#### [TASK]
Reproduce the records below in full and word for word, excluding pictures.
Start of DATA SECTION
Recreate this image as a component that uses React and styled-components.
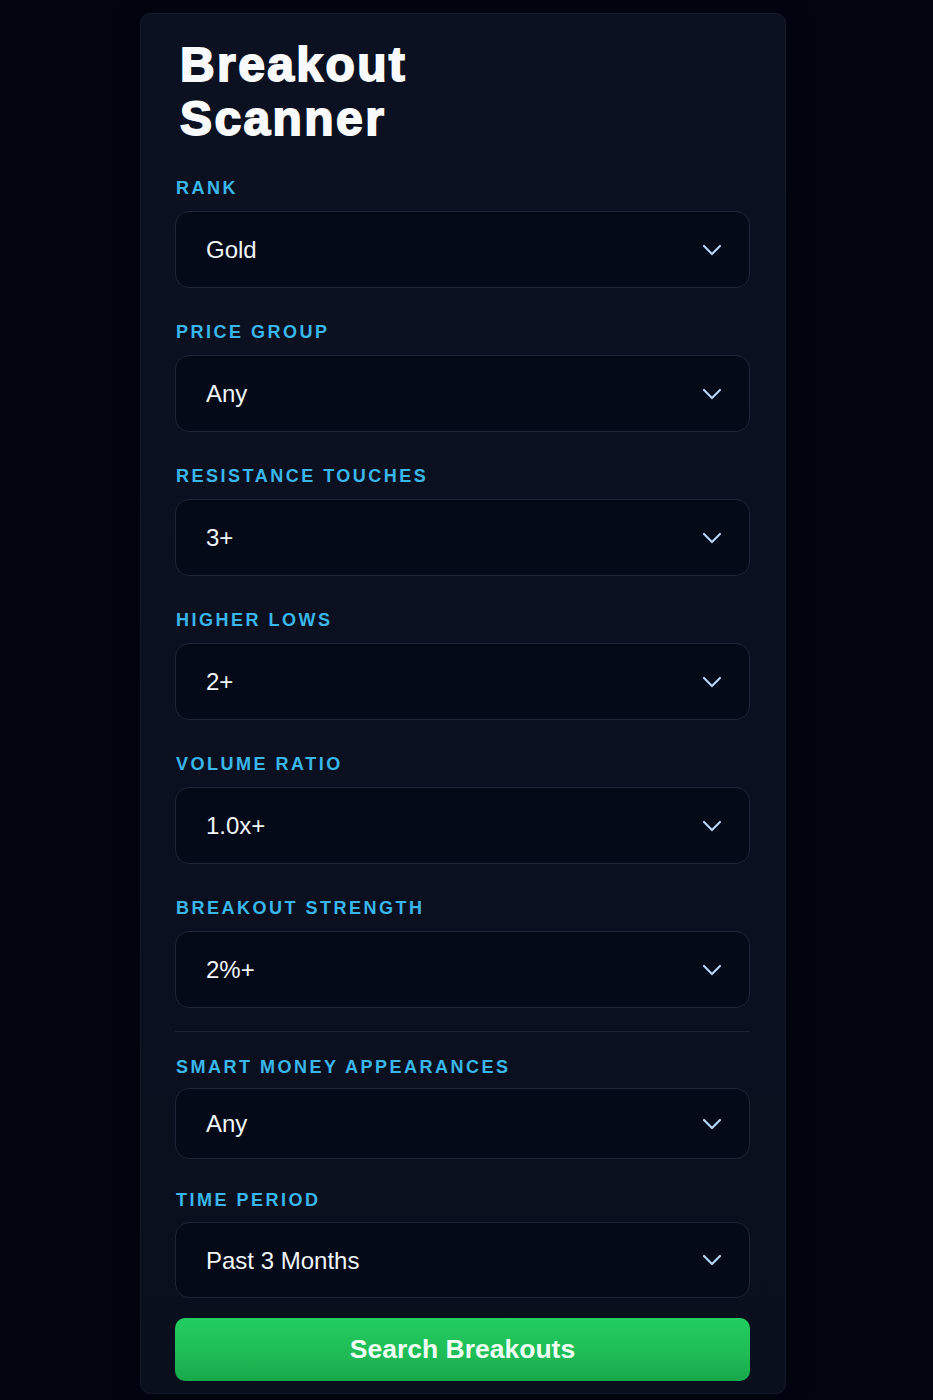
import styled, { createGlobalStyle } from "styled-components";

const GlobalStyle = createGlobalStyle`
  html, body {
    margin: 0;
    padding: 0;
    background: #020510;
  }
  body {
    font-family: "Liberation Sans", Arial, sans-serif;
    color: #f1f5f9;
  }
  * {
    box-sizing: border-box;
  }
`;

const Page = styled.div`
  min-height: 1400px;
  padding: 13px 147px 6px 140px;
  background: #020510;
`;

const Card = styled.div`
  background: linear-gradient(180deg, #0b1120 0%, #0a1020 60%, #0a0f1d 100%);
  border: 1px solid #121a2b;
  border-radius: 10px;
  padding: 24px 35px 12px 34px;
  box-shadow: 0 0 24px rgba(0, 0, 0, 0.35);
`;

const Title = styled.h1`
  margin: 0 0 31px 5px;
  font-family: "Liberation Sans", Arial, sans-serif;
  font-size: 48px;
  line-height: 54px;
  font-weight: 700;
  letter-spacing: 2.4px;
  color: #f8fafc;
  -webkit-text-stroke: 1.8px #f8fafc;
`;

const Field = styled.div`
  display: flex;
  flex-direction: column;
  gap: ${(p) => p.$gap ?? 12}px;
  margin-bottom: ${(p) => p.$after ?? 33}px;
`;

const Label = styled.label`
  font-size: 18px;
  line-height: 22px;
  font-weight: 700;
  letter-spacing: 2.5px;
  color: #3ab7ea;
  text-transform: uppercase;
  padding-left: 1px;
`;

const SelectWrap = styled.div`
  position: relative;
`;

const Select = styled.select`
  appearance: none;
  -webkit-appearance: none;
  width: 100%;
  height: ${(p) => p.$height ?? 77}px;
  padding: 0 60px 0 30px;
  background: #050a18;
  border: 1px solid #1c2638;
  border-radius: 14px;
  color: #f1f5f9;
  font-family: "Liberation Sans", Arial, sans-serif;
  font-size: 24px;
  outline: none;
  cursor: pointer;
`;

const Chevron = styled.svg`
  position: absolute;
  right: 28px;
  top: 50%;
  transform: translateY(-50%);
  pointer-events: none;
`;

const Divider = styled.hr`
  border: none;
  height: 1px;
  background: #1a2233;
  margin: 0 0 24px 0;
`;

const SearchButton = styled.button`
  width: 100%;
  height: 63px;
  border: none;
  border-radius: 10px;
  background: linear-gradient(180deg, #22cd60 0%, #1fbd57 55%, #18a84b 100%);
  color: #f0fdf4;
  font-family: "Liberation Sans", Arial, sans-serif;
  font-size: 26.5px;
  font-weight: 700;
  cursor: pointer;
`;

const fields = [
  { label: "Rank", options: ["Gold", "Silver", "Bronze", "Any"] },
  { label: "Price Group", options: ["Any", "Under $10", "$10 - $50", "$50+"] },
  { label: "Resistance Touches", options: ["3+", "2+", "4+", "5+"] },
  { label: "Higher Lows", options: ["2+", "1+", "3+", "4+"] },
  { label: "Volume Ratio", options: ["1.0x+", "1.5x+", "2.0x+", "3.0x+"] },
  { label: "Breakout Strength", options: ["2%+", "1%+", "3%+", "5%+"], after: 23 },
];

const ChevronDown = () => (
  <Chevron width="20" height="12" viewBox="0 0 20 12" fill="none">
    <polyline
      points="2,2 10,10 18,2"
      stroke="#b4d4f5"
      strokeWidth="2.2"
      strokeLinecap="round"
      strokeLinejoin="round"
    />
  </Chevron>
);

const SelectField = ({ label, options, after, gap, height }) => (
  <Field $after={after} $gap={gap}>
    <Label>{label}</Label>
    <SelectWrap>
      <Select $height={height} defaultValue={options[0]}>
        {options.map((o) => (
          <option key={o}>{o}</option>
        ))}
      </Select>
      <ChevronDown />
    </SelectWrap>
  </Field>
);

export default function App() {
  return (
    <>
      <GlobalStyle />
      <Page>
        <Card>
          <Title>
            Breakout
            <br />
            Scanner
          </Title>
          {fields.map((f) => (
            <SelectField key={f.label} {...f} />
          ))}
          <Divider />
          <SelectField
            label="Smart Money Appearances"
            options={["Any", "1+", "2+", "3+"]}
            gap={10}
            height={71}
            after={30}
          />
          <SelectField
            label="Time Period"
            options={["Past 3 Months", "Past Month", "Past 6 Months", "Past Year"]}
            gap={11}
            height={76}
            after={20}
          />
          <SearchButton>Search Breakouts</SearchButton>
        </Card>
      </Page>
    </>
  );
}
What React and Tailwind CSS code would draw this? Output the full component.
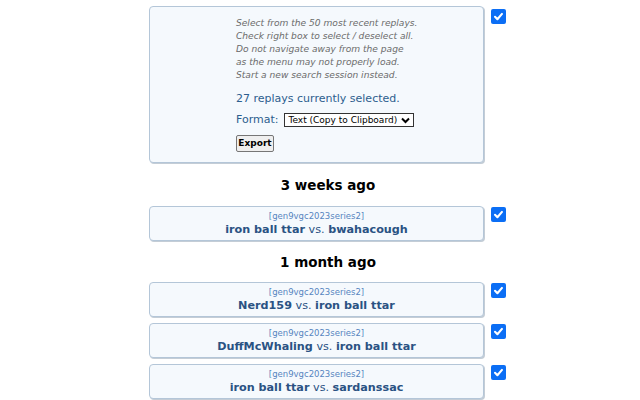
import React from "react";

function Check() {
  return (
    <div className="w-[15px] h-[15px] rounded-[2px] bg-[#0b6ef5] flex items-center justify-center shrink-0">
      <svg width="11" height="11" viewBox="0 0 12 12">
        <path d="M2.2 6.4 L4.8 9 L9.8 3.2" fill="none" stroke="white" strokeWidth="2.3" strokeLinecap="round" strokeLinejoin="round" />
      </svg>
    </div>
  );
}

function Card({ p1, p2 }) {
  return (
    <div className="flex items-start gap-[7px]">
      <div className="w-[335px] h-[35px] rounded-[4px] border border-[#b4c6d8] bg-[#f5f9fd] shadow-[1px_1px_0_#c4cdd6] flex flex-col items-center pt-[4px]">
        <div className="text-[8.5px] leading-[11px] text-[#5585c0]">[gen9vgc2023series2]</div>
        <div className="text-[11.2px] leading-[16px] text-[#2a5283]">
          <span className="font-bold">{p1}</span> vs. <span className="font-bold">{p2}</span>
        </div>
      </div>
      <div className="pt-[1px]"><Check /></div>
    </div>
  );
}

function Heading({ children, pt, pb }) {
  return (
    <div className={`w-[358px] text-center font-bold text-[13.5px] leading-[20px] text-black ${pt} ${pb}`}>{children}</div>
  );
}

export default function App() {
  return (
    <div className="w-[640px] h-[400px] bg-white overflow-hidden pl-[149px] pt-[6px]" style={{ fontFamily: '"DejaVu Sans", Verdana, sans-serif' }}>
      <div className="flex items-start gap-[7px]">
        <div className="w-[335px] h-[157px] rounded-[4px] border border-[#b4c6d8] bg-[#f5f9fd] shadow-[1px_1px_0_#c4cdd6] pl-[86px] pt-[10px]">
          <div className="italic text-[9.1px] leading-[13px] text-[#6b6b6b]">
            <div>Select from the 50 most recent replays.</div>
            <div>Check right box to select / deselect all.</div>
            <div>Do not navigate away from the page</div>
            <div>as the menu may not properly load.</div>
            <div>Start a new search session instead.</div>
          </div>
          <div className="mt-[9px] text-[11px] leading-[15px] text-[#2d5e8e]">27 replays currently selected.</div>
          <div className="mt-[6px] flex items-center gap-[6px] text-[11px] text-[#2d5e8e]">
            <span>Format:</span>
            <div className="h-[14px] border border-[#333] bg-white flex items-center pl-[3px] pr-[3px] gap-[4px] text-[9px] text-black leading-none">
              <span>Text (Copy to Clipboard)</span>
              <svg width="9" height="7" viewBox="0 0 9 7"><path d="M1 1.5 L4.5 5 L8 1.5" fill="none" stroke="black" strokeWidth="2" /></svg>
            </div>
          </div>
          <div className="mt-[6px] inline-flex items-center justify-center h-[17px] w-[38px] border border-[#767676] rounded-[2px] bg-[#efefef] text-[9px] font-bold text-black">Export</div>
        </div>
        <div className="pt-[3px]"><Check /></div>
      </div>
      <Heading pt="pt-[12px]" pb="pb-[11px]">3 weeks ago</Heading>
      <Card p1="iron ball ttar" p2="bwahacough" />
      <Heading pt="pt-[11px]" pb="pb-[10px]">1 month ago</Heading>
      <div className="flex flex-col gap-[6px]">
        <Card p1="Nerd159" p2="iron ball ttar" />
        <Card p1="DuffMcWhaling" p2="iron ball ttar" />
        <Card p1="iron ball ttar" p2="sardanssac" />
      </div>
    </div>
  );
}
End of DATA SECTION
#### [TASK RESULT]
Recreate this image as a component that uses React and styled-components.
import styled, { createGlobalStyle } from "styled-components";

const GlobalStyle = createGlobalStyle`
  html, body {
    margin: 0;
    padding: 0;
    background: #020510;
  }
  body {
    font-family: "Liberation Sans", Arial, sans-serif;
    color: #f1f5f9;
  }
  * {
    box-sizing: border-box;
  }
`;

const Page = styled.div`
  min-height: 1400px;
  padding: 13px 147px 6px 140px;
  background: #020510;
`;

const Card = styled.div`
  background: linear-gradient(180deg, #0b1120 0%, #0a1020 60%, #0a0f1d 100%);
  border: 1px solid #121a2b;
  border-radius: 10px;
  padding: 24px 35px 12px 34px;
  box-shadow: 0 0 24px rgba(0, 0, 0, 0.35);
`;

const Title = styled.h1`
  margin: 0 0 31px 5px;
  font-family: "Liberation Sans", Arial, sans-serif;
  font-size: 48px;
  line-height: 54px;
  font-weight: 700;
  letter-spacing: 2.4px;
  color: #f8fafc;
  -webkit-text-stroke: 1.8px #f8fafc;
`;

const Field = styled.div`
  display: flex;
  flex-direction: column;
  gap: ${(p) => p.$gap ?? 12}px;
  margin-bottom: ${(p) => p.$after ?? 33}px;
`;

const Label = styled.label`
  font-size: 18px;
  line-height: 22px;
  font-weight: 700;
  letter-spacing: 2.5px;
  color: #3ab7ea;
  text-transform: uppercase;
  padding-left: 1px;
`;

const SelectWrap = styled.div`
  position: relative;
`;

const Select = styled.select`
  appearance: none;
  -webkit-appearance: none;
  width: 100%;
  height: ${(p) => p.$height ?? 77}px;
  padding: 0 60px 0 30px;
  background: #050a18;
  border: 1px solid #1c2638;
  border-radius: 14px;
  color: #f1f5f9;
  font-family: "Liberation Sans", Arial, sans-serif;
  font-size: 24px;
  outline: none;
  cursor: pointer;
`;

const Chevron = styled.svg`
  position: absolute;
  right: 28px;
  top: 50%;
  transform: translateY(-50%);
  pointer-events: none;
`;

const Divider = styled.hr`
  border: none;
  height: 1px;
  background: #1a2233;
  margin: 0 0 24px 0;
`;

const SearchButton = styled.button`
  width: 100%;
  height: 63px;
  border: none;
  border-radius: 10px;
  background: linear-gradient(180deg, #22cd60 0%, #1fbd57 55%, #18a84b 100%);
  color: #f0fdf4;
  font-family: "Liberation Sans", Arial, sans-serif;
  font-size: 26.5px;
  font-weight: 700;
  cursor: pointer;
`;

const fields = [
  { label: "Rank", options: ["Gold", "Silver", "Bronze", "Any"] },
  { label: "Price Group", options: ["Any", "Under $10", "$10 - $50", "$50+"] },
  { label: "Resistance Touches", options: ["3+", "2+", "4+", "5+"] },
  { label: "Higher Lows", options: ["2+", "1+", "3+", "4+"] },
  { label: "Volume Ratio", options: ["1.0x+", "1.5x+", "2.0x+", "3.0x+"] },
  { label: "Breakout Strength", options: ["2%+", "1%+", "3%+", "5%+"], after: 23 },
];

const ChevronDown = () => (
  <Chevron width="20" height="12" viewBox="0 0 20 12" fill="none">
    <polyline
      points="2,2 10,10 18,2"
      stroke="#b4d4f5"
      strokeWidth="2.2"
      strokeLinecap="round"
      strokeLinejoin="round"
    />
  </Chevron>
);

const SelectField = ({ label, options, after, gap, height }) => (
  <Field $after={after} $gap={gap}>
    <Label>{label}</Label>
    <SelectWrap>
      <Select $height={height} defaultValue={options[0]}>
        {options.map((o) => (
          <option key={o}>{o}</option>
        ))}
      </Select>
      <ChevronDown />
    </SelectWrap>
  </Field>
);

export default function App() {
  return (
    <>
      <GlobalStyle />
      <Page>
        <Card>
          <Title>
            Breakout
            <br />
            Scanner
          </Title>
          {fields.map((f) => (
            <SelectField key={f.label} {...f} />
          ))}
          <Divider />
          <SelectField
            label="Smart Money Appearances"
            options={["Any", "1+", "2+", "3+"]}
            gap={10}
            height={71}
            after={30}
          />
          <SelectField
            label="Time Period"
            options={["Past 3 Months", "Past Month", "Past 6 Months", "Past Year"]}
            gap={11}
            height={76}
            after={20}
          />
          <SearchButton>Search Breakouts</SearchButton>
        </Card>
      </Page>
    </>
  );
}
What React and Tailwind CSS code would draw this? Output the full component.
import React from "react";

function Check() {
  return (
    <div className="w-[15px] h-[15px] rounded-[2px] bg-[#0b6ef5] flex items-center justify-center shrink-0">
      <svg width="11" height="11" viewBox="0 0 12 12">
        <path d="M2.2 6.4 L4.8 9 L9.8 3.2" fill="none" stroke="white" strokeWidth="2.3" strokeLinecap="round" strokeLinejoin="round" />
      </svg>
    </div>
  );
}

function Card({ p1, p2 }) {
  return (
    <div className="flex items-start gap-[7px]">
      <div className="w-[335px] h-[35px] rounded-[4px] border border-[#b4c6d8] bg-[#f5f9fd] shadow-[1px_1px_0_#c4cdd6] flex flex-col items-center pt-[4px]">
        <div className="text-[8.5px] leading-[11px] text-[#5585c0]">[gen9vgc2023series2]</div>
        <div className="text-[11.2px] leading-[16px] text-[#2a5283]">
          <span className="font-bold">{p1}</span> vs. <span className="font-bold">{p2}</span>
        </div>
      </div>
      <div className="pt-[1px]"><Check /></div>
    </div>
  );
}

function Heading({ children, pt, pb }) {
  return (
    <div className={`w-[358px] text-center font-bold text-[13.5px] leading-[20px] text-black ${pt} ${pb}`}>{children}</div>
  );
}

export default function App() {
  return (
    <div className="w-[640px] h-[400px] bg-white overflow-hidden pl-[149px] pt-[6px]" style={{ fontFamily: '"DejaVu Sans", Verdana, sans-serif' }}>
      <div className="flex items-start gap-[7px]">
        <div className="w-[335px] h-[157px] rounded-[4px] border border-[#b4c6d8] bg-[#f5f9fd] shadow-[1px_1px_0_#c4cdd6] pl-[86px] pt-[10px]">
          <div className="italic text-[9.1px] leading-[13px] text-[#6b6b6b]">
            <div>Select from the 50 most recent replays.</div>
            <div>Check right box to select / deselect all.</div>
            <div>Do not navigate away from the page</div>
            <div>as the menu may not properly load.</div>
            <div>Start a new search session instead.</div>
          </div>
          <div className="mt-[9px] text-[11px] leading-[15px] text-[#2d5e8e]">27 replays currently selected.</div>
          <div className="mt-[6px] flex items-center gap-[6px] text-[11px] text-[#2d5e8e]">
            <span>Format:</span>
            <div className="h-[14px] border border-[#333] bg-white flex items-center pl-[3px] pr-[3px] gap-[4px] text-[9px] text-black leading-none">
              <span>Text (Copy to Clipboard)</span>
              <svg width="9" height="7" viewBox="0 0 9 7"><path d="M1 1.5 L4.5 5 L8 1.5" fill="none" stroke="black" strokeWidth="2" /></svg>
            </div>
          </div>
          <div className="mt-[6px] inline-flex items-center justify-center h-[17px] w-[38px] border border-[#767676] rounded-[2px] bg-[#efefef] text-[9px] font-bold text-black">Export</div>
        </div>
        <div className="pt-[3px]"><Check /></div>
      </div>
      <Heading pt="pt-[12px]" pb="pb-[11px]">3 weeks ago</Heading>
      <Card p1="iron ball ttar" p2="bwahacough" />
      <Heading pt="pt-[11px]" pb="pb-[10px]">1 month ago</Heading>
      <div className="flex flex-col gap-[6px]">
        <Card p1="Nerd159" p2="iron ball ttar" />
        <Card p1="DuffMcWhaling" p2="iron ball ttar" />
        <Card p1="iron ball ttar" p2="sardanssac" />
      </div>
    </div>
  );
}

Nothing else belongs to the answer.